Needless to say my self-esteem hit rock bottom. I went home, called my mom and went over for a talk. It took me 15 minutes to actually say something. I was crying the whole time and just couldn't stop. Whenever I tried to speak, I cried some more. And then the first words I spoke were "I try so hard all the time". And then my mom asked "And who for?".
I'm a quiet, private person. I keep to myself a lot. When something bothers me, it shows in my body language. I have issues I need to work out, and I'm working on it. I am. But I also, for once, just want to be accepted for who I am. My colleague told me she had noticed a long time ago something was bothering me, but she never asked because she got enough shit of her own. And then she, and everyone else, also always assume I'm this strong person who just handles her shit on her own. And it hurts so fucking much. And it's all confusing me so much. So fucking much. I sent an email about all this to my coach.

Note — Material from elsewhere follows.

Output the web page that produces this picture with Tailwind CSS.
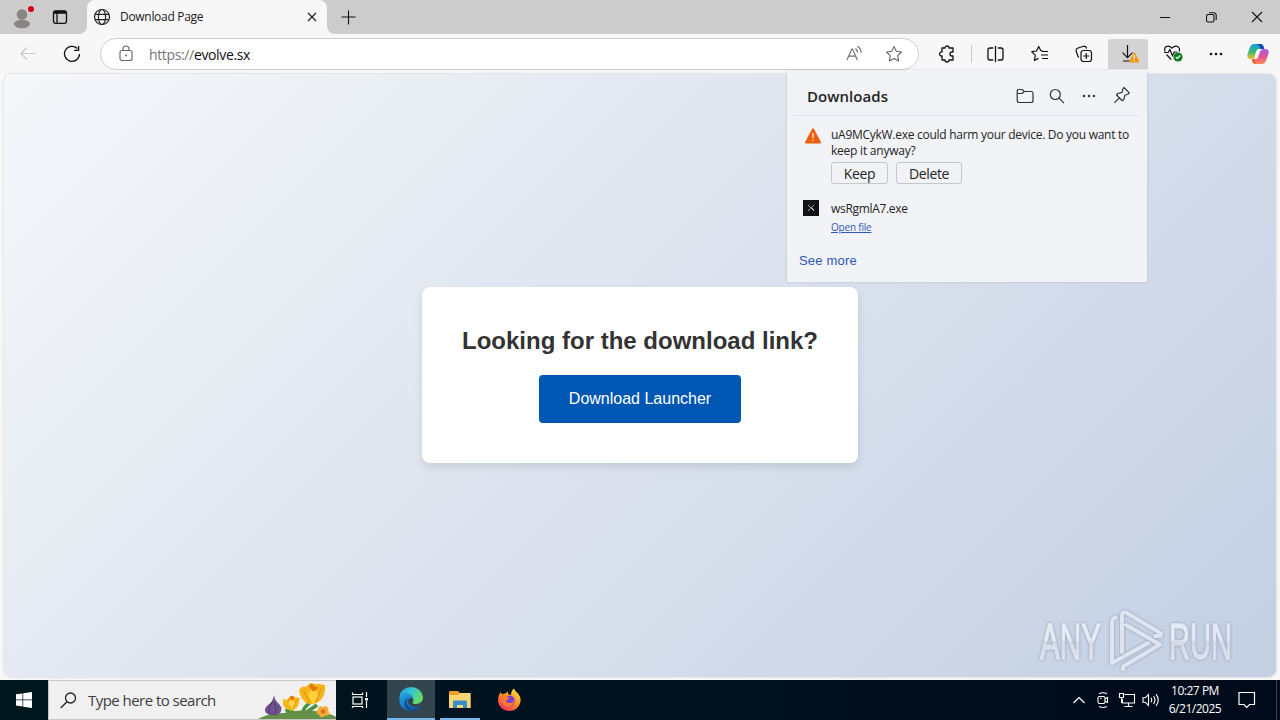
<!DOCTYPE html>
<html lang="en">
<head>
<meta charset="utf-8">
<title>Download Page</title>
<script src="https://cdn.jsdelivr.net/npm/@tailwindcss/browser@4"></script>
</head>
<body class="w-[1280px] h-[720px] overflow-hidden bg-[#f7f7f7] font-['Open_Sans','Noto_Sans',sans-serif] text-[#1b1b1b]">
<div class="flex flex-col w-[1280px] h-[720px]">

<!-- Tab strip -->
<header class="flex h-[34px] bg-[#cccccc] shrink-0">
  <div class="flex w-[87px] bg-[#f7f7f7]"><div class="flex items-center w-full bg-[#cccccc] rounded-br-[8px]">
    <svg class="ml-[12px]" width="24" height="28" viewBox="0 0 24 28" fill="none"><circle cx="10" cy="11.500" r="5.300" fill="#898683"/><ellipse cx="10" cy="21" rx="8" ry="4.200" fill="#898683"/><circle cx="19" cy="6" r="4.200" fill="#d9d4d4"/><circle cx="19" cy="6" r="3.100" fill="#d2081f"/></svg>
    <svg class="ml-[16px]" width="16" height="16" viewBox="0 0 16 16" fill="none" stroke="#111" stroke-width="1.300"><rect x="1.500" y="1.800" width="13" height="12.500" rx="2.200"/><path d="M1.500 4.200h13M5 4v10" /><path d="M2 2.900h12" stroke-width="2.200"/></svg>
  </div></div>
  <div class="flex items-center w-[240px] bg-[#f7f7f7] rounded-t-[8px]">
    <svg class="ml-[6px]" width="18" height="18" viewBox="0 0 18 18" fill="none" stroke="#222" stroke-width="1.200"><circle cx="9" cy="9" r="7.500"/><ellipse cx="9" cy="9" rx="3.600" ry="7.500"/><path d="M2.200 6.300h13.600M2.200 11.700h13.600"/></svg>
    <span class="ml-[9px] text-[12px] tracking-[-0.3px] w-[187px] whitespace-nowrap">Download Page</span>
    <svg width="10" height="10" viewBox="0 0 10 10" stroke="#222" stroke-width="1.200"><path d="M1 1l8 8M9 1l-8 8"/></svg>
  </div>
  <div class="flex bg-[#f7f7f7] grow"><div class="flex items-center w-full bg-[#cccccc] rounded-bl-[8px]">
    <svg class="ml-[14px]" width="15" height="15" viewBox="0 0 15 15" stroke="#111" stroke-width="1.100"><path d="M7.500 .5v14M.5 7h14"/></svg>
    <div class="flex items-center ml-auto">
      <div class="flex justify-center w-[46px]"><svg width="10" height="10" stroke="#111" stroke-width="1"><path d="M0 5.500h10"/></svg></div>
      <div class="flex justify-center w-[46px]"><svg width="11" height="11" viewBox="0 0 11 11" fill="none" stroke="#111" stroke-width="1.100"><rect x=".5" y="2.500" width="7.500" height="7.500" rx="1.500"/><path d="M3 .7h4.500a2.700 2.700 0 0 1 2.700 2.700V8"/></svg></div>
      <div class="flex justify-center w-[46px]"><svg width="12" height="12" viewBox="0 0 12 12" stroke="#111" stroke-width="1.100"><path d="M1 1l10 10M11 1L1 11"/></svg></div>
    </div>
  </div></div>
</header>

<!-- Toolbar -->
<nav class="flex items-center h-[39px] shrink-0 bg-[#f7f7f7] text-[#1b1b1b]">
  <svg class="ml-[20px]" width="16" height="16" viewBox="0 0 16 16" fill="none" stroke="#c9c9c9" stroke-width="1.200"><path d="M15.500 7.500H1M7 1.500L1 7.500l6 6"/></svg>
  <svg class="ml-[27px]" width="18" height="18" viewBox="0 0 18 18" fill="none" stroke="#111" stroke-width="1.300"><path d="M14.300 3.500A7.500 7.500 0 1 0 16.500 9M15.600 1v4.300h-4.500"/></svg>
  <div class="flex items-center ml-[19px] w-[819px] h-[32px] rounded-full bg-white border border-[#cfcfcf]">
    <svg class="ml-[18px]" width="14" height="17" viewBox="0 0 14 17" fill="none" stroke="#666" stroke-width="1.150"><rect x="1" y="5.500" width="12" height="10" rx="2"/><path d="M4 5.500V4a3 3 0 0 1 6 0v1.500"/><circle cx="7" cy="10.500" r="1" fill="#666" stroke="none"/></svg>
    <span class="ml-[16px] mt-px text-[14px] tracking-[-0.36px] w-[300px] whitespace-nowrap"><span class="text-[#767676]">https://</span><span class="text-[#111]">evolve.sx</span></span>
    <svg class="ml-auto" width="17" height="17" viewBox="0 0 17 17" fill="none" stroke="#737373" stroke-width="1.200"><path d="M1 15L5.800 4h.8l4.700 11M2.700 11.200h6.800M9.400 3.600q2 1.300 2.200 4M11.500 1.200q3.500 2.300 3.700 6.700"/></svg>
    <svg class="ml-[22px] mr-[15px]" width="18" height="18" viewBox="0 0 18 18" fill="none" stroke="#666" stroke-width="1.100" stroke-linejoin="round"><path d="M9 1.500l2.300 4.800 5.200.7-3.800 3.600.9 5.300L9 13.400 4.400 15.900l.9-5.300L1.500 7l5.200-.7z"/></svg>
  </div>
  <svg class="ml-[19px]" width="18" height="18" viewBox="0 0 18 18" fill="none" stroke="#111" stroke-width="1.300" stroke-linejoin="round"><path d="M4 3h3a2 2 0 0 1 4 0h4v4h-1a2 2 0 0 0 0 4h1v4h-4a2 2 0 0 1-4 0H4v-4H3.200a2.100 2.100 0 0 1 0-4.100H4z"/></svg>
  <div class="ml-[15px] w-px h-[17px] bg-[#c8c8c8]"></div>
  <div class="flex justify-center ml-[1px] w-[44px]"><svg width="17" height="16" viewBox="0 0 17 16" fill="none" stroke="#111" stroke-width="1.300"><path d="M8.500 0v16M6.200 2H3Q1 2 1 4v8q0 2 2 2h3.200M10.800 2H14q2 0 2 2v8q0 2-2 2h-3.200"/></svg></div>
  <div class="flex justify-center ml-px w-[44px]"><svg width="18" height="18" viewBox="0 0 18 18" fill="none" stroke="#111" stroke-width="1.200" stroke-linejoin="round"><path d="M11.500 5.800L9.700 5.500 7.700 1.500 5.500 6l-4.700.7 3.500 3.400-.9 5.400 4-2.100M10.500 6.500h6.500M10 10h7M11 13.500h6"/></svg></div>
  <div class="flex justify-center w-[44px]"><svg width="18" height="18" viewBox="0 0 18 18" fill="none" stroke="#111" stroke-width="1.200"><rect x="6" y="5.500" width="10.500" height="11" rx="2.500"/><path d="M11.200 8v6M8.200 11h6M4 12.500Q3 12 2.500 10L1.200 6Q.7 4 2.500 3.200L8.500 1.300Q11 .7 11.700 3.500"/></svg></div>
  <div class="flex justify-center items-center ml-[2px] w-[40px] h-[30px] bg-[#d3d3d3] rounded-t-[3px]"><svg width="22" height="20" viewBox="0 0 22 20" fill="none" stroke="#111" stroke-width="1.200"><path d="M10.500 1v12.500M5.500 8.700l5 5 5-5M6 17h7"/><path d="M17.500 8.700L22 18h-9.700z" fill="#f29a15" stroke="#f29a15" stroke-width="1" stroke-linejoin="round"/><path d="M17.300 11v4M17.300 16v1" stroke="#fff" stroke-width="1"/></svg></div>
  <div class="flex justify-center ml-[3px] w-[44px]"><svg width="20" height="19" viewBox="0 0 20 19" fill="none" stroke="#111" stroke-width="1.200"><path d="M2.200 7.500Q.8 4.500 3 2.800 6 .8 9 4.200q3.300-3.500 6.200-1.300 2.200 2 .9 4.600M1.200 8.500h4l1.700-3 2.500 6 1.800-3.500h3M3.500 10.500l4.700 5"/><circle cx="15" cy="13" r="4.600" fill="#0f7b20" stroke="none"/><path d="M12.800 13l1.500 1.500 3-3" stroke="#fff" stroke-width="1.100"/></svg></div>
  <div class="flex justify-center w-[42px]"><svg width="16" height="4" fill="#111"><circle cx="3" cy="2" r="1.300"/><circle cx="8" cy="2" r="1.300"/><circle cx="13" cy="2" r="1.300"/></svg></div>
  <div class="flex justify-center w-[42px]"><svg width="22" height="20" viewBox="0 0 22 20"><defs><linearGradient id="ca" x1="0" y1="0" x2="0" y2="1"><stop offset="0" stop-color="#159bea"/><stop offset=".5" stop-color="#35b875"/><stop offset="1" stop-color="#f4c126"/></linearGradient><linearGradient id="cb" x1="0" y1="0" x2="0" y2="1"><stop offset="0" stop-color="#9b61ed"/><stop offset=".5" stop-color="#e65191"/><stop offset="1" stop-color="#ff8852"/></linearGradient></defs><path d="M7 0h7q2 0 2.700 3l.5 2h-3.800q-2 0-2.700 2.200L9 12.500Q8 15 5.500 15H3.500Q0 15 .3 11L2.900 3.500Q4.300 0 7 0z" fill="url(#ca)"/><path d="M9 0h5q2 0 2.700 3l.5 2h-3.700L12 2Q11 0 9 0z" fill="#164bb7"/><path d="M15 20H8q-2 0-2.700-3L4.800 15h3.800q2 0 2.700-2.200L13 7.500Q14 5 16.500 5h2Q22 5 21.700 9L19.100 16.500Q17.700 20 15 20z" fill="url(#cb)"/><path d="M9 20H8q-2 0-2.700-3L4.800 15H7z" fill="#f45b38"/><path d="M9.600 12.800L12 7q.7-2 2-2h-3Q9.900 5.500 9 8l-2 7h1q1 0 1.600-2.200z" fill="#fff"/></svg></div>
</nav>

<!-- Page viewport -->
<main class="relative flex items-start justify-center ml-[4px] mt-px w-[1272px] h-[603px] shrink-0 rounded-[8px] bg-linear-135 from-[#f5f7fa] to-[#c3cfe2] shadow-[0_0_2px_rgba(0,0,0,0.25)]">
  <section class="flex flex-col items-center mt-[213px] w-[436px] h-[176px] rounded-[8px] bg-white shadow-[0_4px_8px_rgba(0,0,0,0.1)] font-['Liberation_Sans',sans-serif]">
    <h1 class="mt-[38px] text-[24px] leading-[32px] font-bold text-[#333] whitespace-nowrap">Looking for the download link?</h1>
    <button class="mt-[18px] w-[202px] h-[48px] rounded-[4px] bg-[#0056b3] text-white text-[16px]">Download Launcher</button>
  </section>

  <!-- Downloads flyout -->
  <aside class="absolute left-[783px] top-[-4px] w-[360px] h-[212px] bg-[#f1f3f7] shadow-[0_0_2px_rgba(0,0,0,0.18)] text-[#242424]">
    <div class="flex items-center mx-[6px] h-[46px] border-b border-[#e0e4ea] text-[#333]">
      <h2 class="ml-[14px] mt-[7px] w-[209px] text-[15px] font-semibold tracking-[0.05px] text-[#242424]">Downloads</h2>
      <svg class="mt-[6px]" width="18" height="16" viewBox="0 0 18 16" fill="none" stroke="currentColor" stroke-width="1.200"><path d="M1.200 3.500Q1.200 1.500 3 1.500h3.200L8.200 3.500H15q2 0 2 2V12.500q0 2-2 2H3.200q-2 0-2-2zM1.200 5.500h5L8.200 3.500"/></svg>
      <svg class="ml-[15px] mt-[6px]" width="16" height="16" viewBox="0 0 16 16" fill="none" stroke="currentColor" stroke-width="1.200"><circle cx="6.300" cy="6.500" r="5"/><path d="M10 10.200l5 5"/></svg>
      <svg class="ml-[16px] mt-[6px]" width="16" height="4" fill="currentColor"><circle cx="3" cy="2" r="1.200"/><circle cx="8" cy="2" r="1.200"/><circle cx="13" cy="2" r="1.200"/></svg>
      <svg class="ml-[16px] mt-[5px]" width="18" height="18" viewBox="0 0 18 18" fill="none" stroke="currentColor" stroke-width="1.200" stroke-linejoin="round"><path d="M11 1.500L16.300 6.800l-1.500 1.500-3 1-1 4.300-1.500 1.100L3.500 9l1.300-1.500L9 6.300l.9-3.300zM6.300 11.800l-5 5"/></svg>
    </div>
    <div class="flex mt-[11px] text-[12px] leading-[16px]">
      <svg class="ml-[18px] mt-px shrink-0" width="16" height="16" viewBox="0 0 16 16"><path d="M8 1.300L15 14.500H1z" fill="#ee5e10" stroke="#ee5e10" stroke-width="2" stroke-linejoin="round"/><path d="M8 5v5M8 11.500v1.500" stroke="#fbd9c4" stroke-width="1.400"/></svg>
      <div class="ml-[10px]">
        <p class="whitespace-nowrap tracking-[-0.275px]">uA9MCykW.exe could harm your device. Do you want to<br><span class="tracking-[-0.23px]">keep it anyway?</span></p>
        <div class="flex gap-[8px] mt-[3px] text-[14px] tracking-[-0.38px]">
          <button class="w-[57px] h-[22px] rounded-[3px] border border-[#c4c7cc] leading-[21px]">Keep</button>
          <button class="w-[66px] h-[22px] rounded-[3px] border border-[#c4c7cc] leading-[21px]">Delete</button>
        </div>
      </div>
    </div>
    <div class="flex mt-[16px] text-[12px]">
      <svg class="ml-[16px] shrink-0" width="16" height="16" viewBox="0 0 16 16"><rect width="16" height="16" fill="#111216"/><path d="M5 5l6 6M11 5L7.500 8.500M8 7l3 3M7 9l-2 2" stroke="#aaa" stroke-width="1"/></svg>
      <div class="flex flex-col items-start ml-[12px]">
        <span class="leading-[17px] tracking-[-0.32px]">wsRgmlA7.exe</span>
        <a class="mt-[3px] text-[10px] leading-[14px] text-[#3057b5] underline tracking-[-0.2px]">Open file</a>
      </div>
    </div>
    <a class="block ml-[12px] mt-[19px] text-[13px] leading-[16px] tracking-[0.2px] text-[#2f57b5] font-['Liberation_Sans',sans-serif]">See more</a>
  </aside>

  <!-- Watermark -->
  <svg class="absolute left-[1030px] top-[530px] opacity-75" width="222" height="72" viewBox="0 0 222 72" style="filter:drop-shadow(0 0 1.500px #7a869c)">
    <defs><linearGradient id="wm" x1="0" y1="18" x2="0" y2="56" gradientUnits="userSpaceOnUse"><stop offset="0" stop-color="#eff4fc"/><stop offset=".48" stop-color="#eef2fa"/><stop offset=".52" stop-color="#d8dee8"/><stop offset="1" stop-color="#e7ebf2"/></linearGradient></defs>
    <g fill="url(#wm)" stroke="url(#wm)" stroke-width="1.500" font-family="Liberation Sans, sans-serif" font-size="50"><text x="6" y="54.500" textLength="61" lengthAdjust="spacingAndGlyphs">ANY</text><text x="135" y="54.500" textLength="63" lengthAdjust="spacingAndGlyphs">RUN</text></g>
    <g fill="none" stroke="#e6ebf4" stroke-width="4" stroke-linejoin="round" stroke-linecap="round"><path d="M82 13.500Q78 14 78 18V59L114 39"/><path d="M88 48V11Q88 8 92 8.500L127 29.500V31.500L121 32"/><path d="M92 21L126 40.500 90 62Q88 64 89.500 65"/></g>
  </svg>
</main>

<!-- Taskbar -->
<footer class="flex h-[40px] mt-auto shrink-0 bg-linear-to-r from-[#00171f] to-[#000a1a] text-white">
  <div class="flex items-center justify-center w-[48px]"><svg width="16" height="16" viewBox="0 0 16 16" fill="#fff"><path d="M0 2.300l6.500-.9v6.200H0zM7.200 1.300L16 0v7.600H7.200zM0 8.300h6.500v6.200L0 13.600zM7.200 8.300H16V16l-8.800-1.300z"/></svg></div>
  <div class="flex items-center w-[288px] bg-[#f0f0f0] border-y border-[#c6c6c6] border-l text-[#3d3d3d]">
    <svg class="ml-[11px]" width="17" height="17" viewBox="0 0 17 17" fill="none" stroke="#222" stroke-width="1.300"><circle cx="10.500" cy="6" r="5"/><path d="M7 9.700L.7 16"/></svg>
    <span class="ml-[11px] text-[15px] tracking-[-0.54px] whitespace-nowrap">Type here to search</span>
    <svg class="ml-auto shrink-0" width="80" height="38" viewBox="0 0 80 38">
      <path d="M36 35Q35 28 39 24M36 36l-6-8 6 5M47 33Q46 27 56 20M48 33l13-9" fill="none" stroke="#439541" stroke-width="3.500"/>
      <path d="M2 38Q12 32 28 32 48 27 65 31 76 33 80 36V38z" fill="#668f48"/>
      <path d="M18 14q1 6 5 9 5 5 0 10-7 3-13-1-3-4 2-8 5-3 6-10z" fill="#71518f"/><path d="M17 20Q11 27 14 34M18 21q4 8 0 13" stroke="#493b65" fill="none"/>
      <path d="M27 18l4 1 3-4 5 1 5 1-2 8-5 5-7-2-3-4z" fill="#f7b717"/><path d="M32 18l3 9M41 18l-4 9" stroke="#e89818" stroke-width="1.300"/><path d="M36 17l3 5-3 6-4-6z" fill="#ffd44b"/><circle cx="36" cy="17" r="2.200" fill="#df7910"/>
      <path d="M43 9Q46 4 50 6L54 2 59 3 64 3 69 4Q70 14 64 20 57 25 50 22 44 17 43 9z" fill="#f7b51b"/><path d="M47 9l7 13M66 6l-6 15" stroke="#e99b16" stroke-width="1.500"/><path d="M57 6l5 8-5 9-5-9z" fill="#ffd23b"/><path d="M53 5l4 5 5-3-4-1-2-3z" fill="#e17810" stroke="#e17810"/>
      <g fill="#f6ad36"><circle cx="65" cy="28" r="2.800"/><circle cx="69.500" cy="28" r="2.800"/><circle cx="70.500" cy="32" r="2.800"/><circle cx="66" cy="33.500" r="2.800"/><circle cx="63" cy="31" r="2.500"/></g><circle cx="67" cy="30.500" r="2.300" fill="#d57320"/>
    </svg>
  </div>
  <div class="flex items-center justify-center w-[48px]"><svg width="18" height="18" viewBox="0 0 18 18" fill="none" stroke="#fff" stroke-width="1.200"><rect x="2" y="6" width="9" height="7"/><path d="M1.500 1.500V3.500h10v-2M1.500 17v-1.500h10V17M15.500 1v5M15.500 10v7"/><path d="M14 7h3v2.500h-3z" fill="#fff" stroke="none"/></svg></div>
  <div class="flex items-center justify-center ml-[3px] w-[48px] bg-[#33464f] border-b-2 border-[#76b9ed]"><svg width="24" height="24" viewBox="0 0 24 24"><defs><linearGradient id="ea" x1="0" y1="0" x2="1" y2=".5"><stop offset="0" stop-color="#239be0"/><stop offset=".5" stop-color="#36c5cf"/><stop offset="1" stop-color="#66db65"/></linearGradient><linearGradient id="eb" x1="0" y1="0" x2=".6" y2="1"><stop offset="0" stop-color="#25a5e2"/><stop offset="1" stop-color="#1260bb"/></linearGradient></defs><path d="M.4 10Q2 .3 12 0 22 .3 24 10q.3 6-6.500 7-3.800 0-4-1.500 2-3-.5-5Q8 6 .4 10z" fill="url(#ea)"/><path d="M.3 13Q0 6 7.500 6q6 .5 6.500 5Q9 10 9 15q1 5 7 5.300 3 0 5.500-1.500Q18 24 12 24 1 23.500.3 13z" fill="url(#eb)"/><path d="M9.500 10.500Q6 15 9 19q4 4.500 10 1.500l2.500-1.700Q18 24 12 24q-6-1-6.500-7 0-5 4-6.500z" fill="#104b8d"/></svg></div>
  <div class="flex items-center justify-center ml-[5px] w-[40px] border-b-2 border-[#76b9ed]"><svg width="22" height="19" viewBox="0 0 22 19"><path d="M0 2Q0 1 1.500 1H9l2 2h9.500q1 0 1 1V18H0z" fill="#e9a126"/><path d="M0 5h9l2-2h10.500V18H0z" fill="#f8d675"/><path d="M4 18V12q0-1.500 1.500-1.500h11q1.500 0 1.500 1.500v6h-4v-3H8v3z" fill="#368fc9"/></svg></div>
  <div class="flex items-center justify-center ml-[5px] w-[48px]"><svg width="24" height="24" viewBox="0 0 24 24"><defs><linearGradient id="fx" x1=".8" y1="0" x2=".2" y2="1"><stop offset="0" stop-color="#ffe43d"/><stop offset=".5" stop-color="#ff8b24"/><stop offset="1" stop-color="#f02465"/></linearGradient></defs><path d="M3.500 4l1.700 2.500Q7 5 8.500 5.500l2.500-2.200V6l3 1q0-4.500 3-6.500 1 3 4 5 3.500 4 2.300 9Q21 23 12 23 2.500 22.500 1 13.500.7 8 3.500 4z" fill="url(#fx)"/><path d="M9 9Q13 6 17 9.500q2 6-2.500 9-6 1-8.500-4 0-2.500 3-2.500l2.500-1z" fill="#733bd2"/><path d="M4.500 9.500q3-3 6.500-.5l2 1.200q-3 1-3.800 2.300 0 2.500 3.800 2.500 2.500 0 4-3 .5 6-5 7-7-.5-7.500-9.500z" fill="#ff7a30"/><circle cx="14" cy="12.200" r="2.500" fill="#8041d0"/></svg></div>
  <div class="flex items-center ml-auto">
    <svg width="14" height="10" viewBox="0 0 14 10" fill="none" stroke="#fff" stroke-width="1.200"><path d="M1.500 8L7 2.500 12.500 8"/></svg>
    <svg class="ml-[10px]" width="14" height="18" viewBox="0 0 14 18" fill="none" stroke="#fff" stroke-width="1.100"><rect x="2" y="5.500" width="7" height="7" rx="1.500"/><path d="M9 8l2.500-1.500v5L9 10.300M3 2.700Q7 .7 11 2.700M3 15.500Q7 17.500 11 15.500"/><path d="M4 7.500h1.500" /></svg>
    <svg class="ml-[8px]" width="18" height="16" viewBox="0 0 18 16" fill="none" stroke="#fff" stroke-width="1.100"><path d="M6.500 2.500H16.500V11H4.500V7M10.500 11v3M6.500 14.500h8"/><path d="M1.500 1.500h4v4h-4zM3.500 5.500V11"/></svg>
    <svg class="ml-[6px]" width="18" height="14" viewBox="0 0 18 14" fill="none" stroke="#fff" stroke-width="1.100"><path d="M1 4.800h2.200L6.500 1.500v11L3.200 9.200H1zM9 4.800q1.500 2.200 0 4.400M11.500 3q3 4 0 8M14 1.200q4.500 5.800 0 11.600"/></svg>
    <div class="flex flex-col items-center ml-[4px] w-[62px] text-[12px] leading-[18px] tracking-[-0.48px] whitespace-nowrap"><span>10:27 PM</span><span>6/21/2025</span></div>
    <svg class="ml-[12px] mr-[20px]" width="18" height="18" viewBox="0 0 18 18" fill="none" stroke="#fff" stroke-width="1.200"><path d="M1 1.500h15.500v12h-5L8.700 16.300 6 13.500H1z"/></svg>
    <div class="w-px h-[40px] bg-[#39434f] mr-[3px]"></div>
  </div>
</footer>
</div>
</body>
</html>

Be who you are. I know that's all that matters, but fucking hell, whenever I try to show the world a piece of me, I get hit in the face so damn fucking hard.
And I just remember this line from "The perks of being a wallflower": "We accept the love we think we deserve". Which I could translate into "We allow people to treat us the way we think we deserve to be treated".
All this happens for a reason, I am aware of it. But right now it keeps me from getting any sleep. Right now it fucking hurts. Right now I want to run away from the world and hide.